Sunday, October 22, 2006

Top of the Heap

Someone is sketching me right now, while I work. He’s either sketching me, or the band behind me. Normally, it would be wise to assume that he’s sketching the band; they are far more interesting. However, two or three times I looked up and he was staring at me, and each time, he flashed a devilish grin and quickly looked away.

And now that I can see a bit of his sketch pad, I can tell I’m right: he finished the top of my forehead and it has my characteristic scowl I get while working, a muscular twitch often confused with deep thinking. Many have called it “the dead stare.”

No creative person wants to be the subject; that means someone else has a broader perspective. That’s why I’m writing about him while he’s drawing me. (I’m hoping that one of the dozens of people around with laptops has not noticed this silly game and one-upped the both of us).

Newspapers are like this, too. When a publication effectively and convincingly writes about media, it somehow transcends the muddle in the middle, and comes off as a journal of great authority.

Joan Didion, in The White Album, writes about this perspective while visiting Nancy Reagan at the California Governor’s Mansion. Several television crews keeps rearranging the former First Lady, asking her to fake nipping a bud for a better shot. Didion considers taking one step back, and writing about the whole process, rather than just Nancy Reagan and her flower bed.

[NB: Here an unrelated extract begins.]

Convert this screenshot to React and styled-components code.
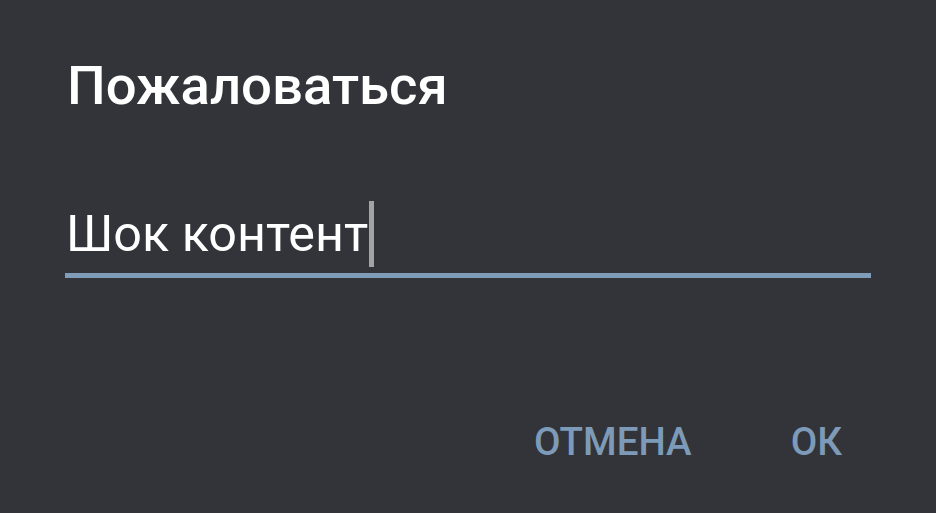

In 1999, Frank Rich wrote a long, lead story for The New York Times Magazine — American Pseudo — going behind-the-scenes of The Talented Mr. Ripley for an article about identity. A few years later, The New Yorker published a long piece on a Hollywood power agent, and casually mentioned how the Rich piece came to be, as well as the terms of the agreement.

(Woe that my books are all in boxes, or surely I would have included fascinating quotations from all these essays).

(While I tried to get these sentences readable, the guy stopped sketching and left).